Tchaikovsky’s second ballet, The Nutcracker, was choreographed by Petipa’s choreographic assistant, Lev Ivanov (1834-1901). Petipa’s choreographic assistant, Lev Ivanov, worked alongside Petipa in the creation of many ballets. He created entire portions of Petipa ballets and ballets of his own.

The Nutcracker was not admired in Russia at the time – it was seen as frivolous and trivial. It was in America in the middle of the twentieth century that the Nutcracker found popularity as a vehicle for local dancers in communities around the country.

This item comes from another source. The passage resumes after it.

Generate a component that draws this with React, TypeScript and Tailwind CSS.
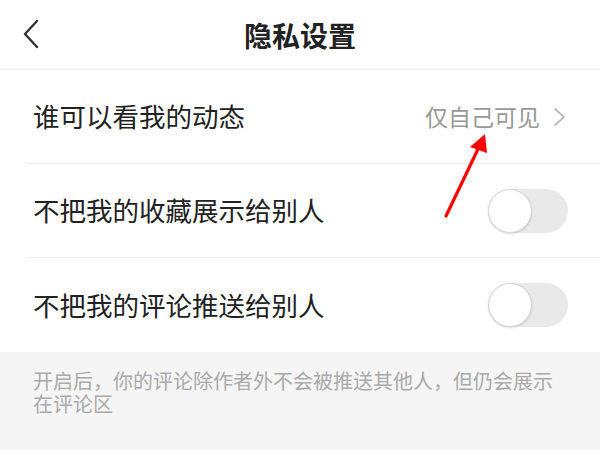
import React from "react";

const Toggle = () => (
  <div className="relative w-[80px] h-[44px] rounded-full bg-[#e9e9e9]">
    <div className="absolute left-0 top-0 w-[44px] h-[44px] rounded-full bg-white border border-[#d6d6d6] shadow-[0_1px_2px_rgba(0,0,0,0.15)]" />
  </div>
);

export default function App() {
  return (
    <div
      className="relative w-[600px] h-[450px] bg-white overflow-hidden"
      style={{ fontFamily: '"Noto Sans CJK SC", "Noto Sans", sans-serif' }}
    >
      <div className="relative h-[70px] flex items-center justify-center border-b border-[#eeeeee]">
        <svg className="absolute left-[21px] top-[19px]" width="20" height="30" viewBox="0 0 20 30">
          <path d="M16 2 L4 15 L16 28" fill="none" stroke="#333" strokeWidth="2.4" strokeLinecap="round" strokeLinejoin="round" />
        </svg>
        <div className="text-[28px] font-bold text-[#222] leading-none">隐私设置</div>
      </div>

      <div className="pl-[27px]">
        <div className="h-[94px] flex items-center border-b border-[#eeeeee] pr-[33px]">
          <div className="flex-1 pl-[6px] text-[26.5px] text-[#222] leading-none">谁可以看我的动态</div>
          <div className="text-[23px] text-[#999] leading-none">仅自己可见</div>
          <svg className="ml-[13px]" width="14" height="20" viewBox="0 0 14 20">
            <path d="M2 2 L11 10 L2 18" fill="none" stroke="#bbb" strokeWidth="1.8" strokeLinecap="round" strokeLinejoin="round" />
          </svg>
        </div>
        <div className="h-[94px] flex items-center border-b border-[#eeeeee] pr-[32px]">
          <div className="flex-1 pl-[6px] text-[26.5px] text-[#222] leading-none">不把我的收藏展示给别人</div>
          <Toggle />
        </div>
        <div className="h-[94px] flex items-center pr-[32px]">
          <div className="flex-1 pl-[6px] text-[26.5px] text-[#222] leading-none">不把我的评论推送给别人</div>
          <Toggle />
        </div>
      </div>

      <div className="h-[98px] bg-[#f5f5f5] pl-[33px] pt-[17px]">
        <div className="whitespace-nowrap text-[20px] leading-[23px] text-[#aaaaaa]">
          <div>开启后，你的评论除作者外不会被推送其他人，但仍会展示</div>
          <div>在评论区</div>
        </div>
      </div>

      <svg className="absolute left-0 top-0 pointer-events-none" width="600" height="450" viewBox="0 0 600 450">
        <line x1="446" y1="216" x2="479" y2="147" stroke="#ff0000" strokeWidth="3.2" strokeLinecap="round" />
        <polygon points="485,134 470,147 487,153" fill="#ff0000" />
      </svg>
    </div>
  );
}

The third well-known ballet Tchaikovsky composed was Swan Lake. Marius Petipa choreographed the first and third acts of the ballet- those set in the environs of Prince Siegfried, town and ballroom, and the world of people. Lev Ivanov choreographed acts two and four, the beautiful scenes set at the lake with the swans.

 

Photogrpah of a ballete performance.
Fig. 16 orps de ballet by Jack Devant ballet photography CC BY-NC-SA 2.0

After the revolution of 1917, the Russian populace embraced ballet. Rather than discarding it as a symbol of the tsars, the working class adopted it as their own, and ballet became a symbol of national pride.

At the end of the 19th century, Russia was at the apex of the ballet world, and this continued well into the 20th century. The Vaganova Choreographic Institute in St Petersburg employs Russia’s finest teachers to train its dancers. The life of a ballet dancer in Russia brings privileges and opportunities that make acceptance into the school highly desirable.